Not quite. The definition of the derivative of a multivariable function is slightly different to the standard definition of the derivative for a single-variable function. They coincide when the multivariable function in question is actually a single-variable function, of course, but the formula you want depends on getting the derivative from the multivariable expression for the function's value, instead of just taking the ordinary derivative of the single-variable expression for the function, so you will need to use the multivariable definition of the derivative.
The definition we usually use is the unique linear function of displacement vectors attached to the input that vanishes with the the function f at the same rate as linear variation in the domain of f. That is extremely vague and probably ambiguous, so it is preferable to have a strict mathematical expression that has only a single interpretation. We interpret the derivative at a point ##(a, b)## in the domain of ##f## to be the unique linear function ##D##, whose domain is the tangent space at ##(a, b)## (a fancy name for the space of all possible displacement vectors from ##(a, b)##), which satisfies the following limit:
\lim_{(h_1 , h_2 )\to (0, 0)} \frac{|f(a+h_1 , b+h_2 ) - f(a, b) - D(h_1 , h_2 )|}{|(h_1 , h_2)|}
which is what we mean by vanishing linearly with f.

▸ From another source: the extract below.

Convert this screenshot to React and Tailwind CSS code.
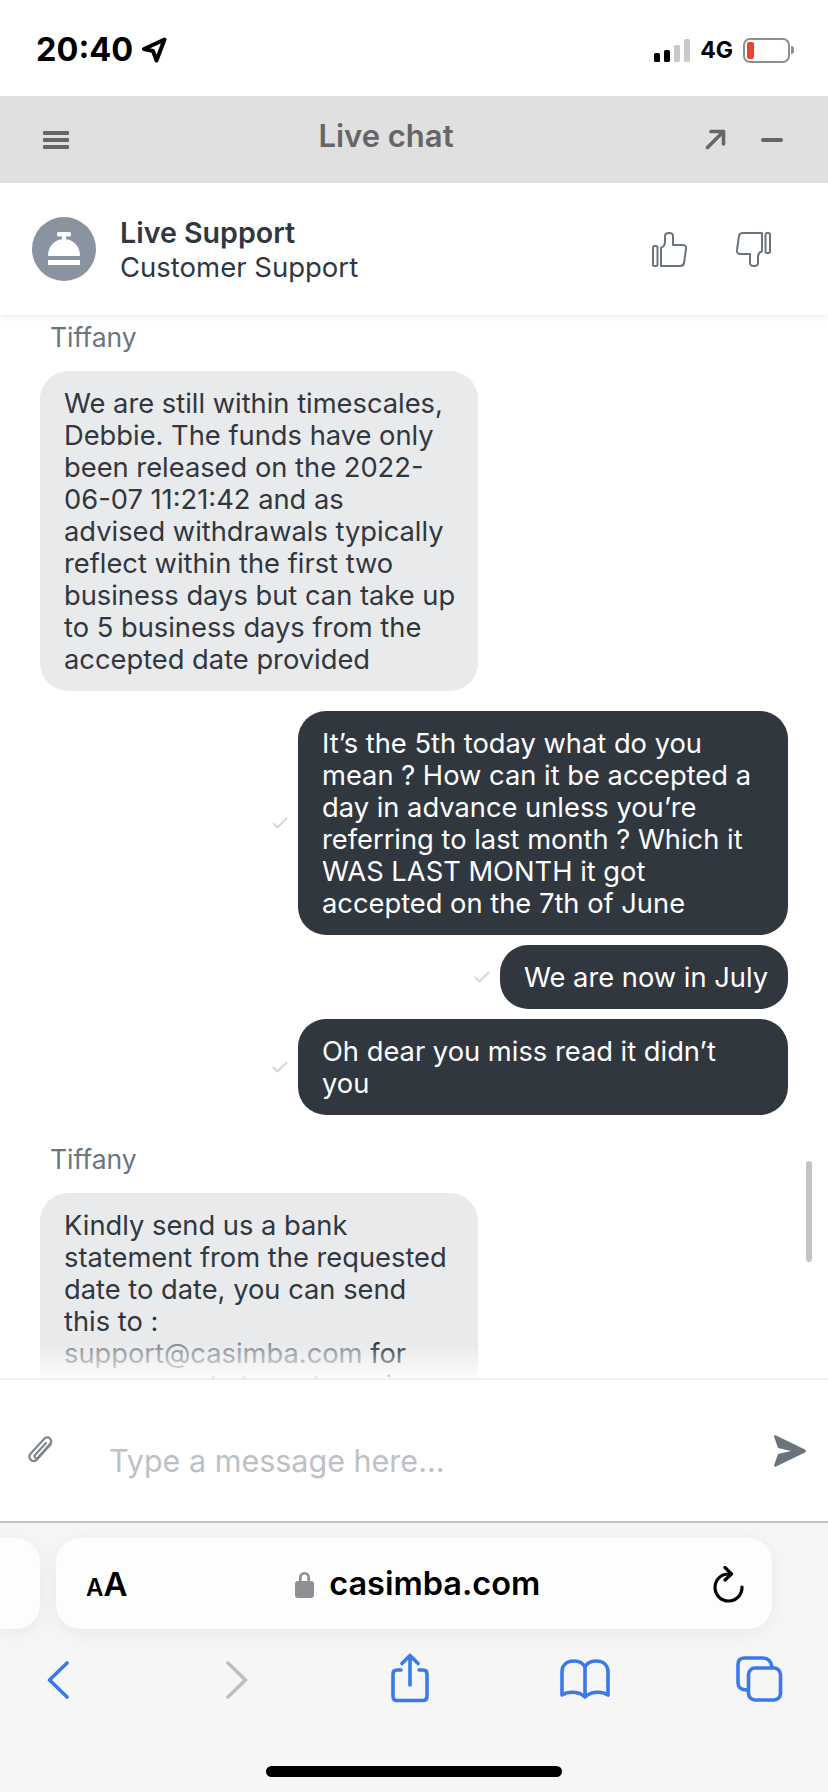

From linear algebra, we know that if D is a linear transformation between two finite dimensional vector spaces, and we choose a basis for each vector space, then the action of D is equivalent to matrix multiplication by a particular matrix of numbers.
If you use the standard basis for ##R^2##, the domain of f, and the standard basis for R, the codomain of f, then the matrix form of D at the point ##(a, b)##, if the derivative exists there, is:
\left[ \begin{array}{c} \left.\frac{\partial f}{\partial x}\right|_{(a, b)} \\ \left.\frac{\partial f}{\partial y}\right|_{(a, b)} \end{array}\right]
When you look at the multivariable definition of the derivative, and consider your question, you will find that what you want is the chain rule for a multivariable function. If you go through the definition, you will find that the chain rule takes the same form as for single-variable functions. If f is a function of g and g is a function of t, then ##D[f \circ g](a) = D[f](g(a)) \cdot D[g](a)##. We can use the multiplication ##\cdot## if we write each derivative as a matrix with respect to the same pair of domain and codomain bases.
In your case, f is a function of g, where g(t) = (x(t), y(t)). To apply the chain rule when t = a, we therefore need D[f](g(a)) and D[g](a). D[f](g(a))= D[f](x(a), y(a)) is, with respect to the standard bases, equivalent to multiplication by the matrix
\left[ \begin{array}{c} \left.\frac{\partial f}{\partial x}\right|_{(x(a), y(a))} \\ \left.\frac{\partial f}{\partial y}\right|_{(x(a), y(a))} \end{array}\right]
Likewise, D[g](a) is equivalent to multiplication by the matrix
\left[ \begin{array}{cc} \left.\frac{\partial x}{\partial t}\right|_{a} & \left.\frac{\partial y}{\partial t}\right|_{a} \end{array}\right]
The different matrix dimensions are due to the fact that the domain of g is R and the codomain is ##R^2##, so the derivative is a linear transformation associating displacement vectors at a in R with displacement vectors at g(a) in ##R^2## (called the cotangent space).
Therefore, the matrix form of our derivative ##D[f \circ g](a) = D[f](g(a)) \cdot D[g](a)## with respect to the standard bases is:
\left[ \begin{array}{c} \left.\frac{\partial f}{\partial x}\right|_{(x(a), y(a))} \\ \left.\frac{\partial f}{\partial y}\right|_{(x(a), y(a))} \end{array}\right]\cdot \left[ \begin{array}{cc} \left.\frac{\partial x}{\partial t}\right|_{a} & \left.\frac{\partial y}{\partial t}\right|_{a} \end{array}\right] = \left.\frac{\partial f}{\partial x}\right|_{(x(a), y(a))}\left.\frac{\partial x}{\partial t}\right|_{a} + \left.\frac{\partial f}{\partial y}\right|_{(x(a), y(a))}\left.\frac{\partial y}{\partial t}\right|_{a}
Since x(t) and y(t) are actually single variable functions, the partial derivatives are equivalent to the ordinary derivatives, as you have in your expression.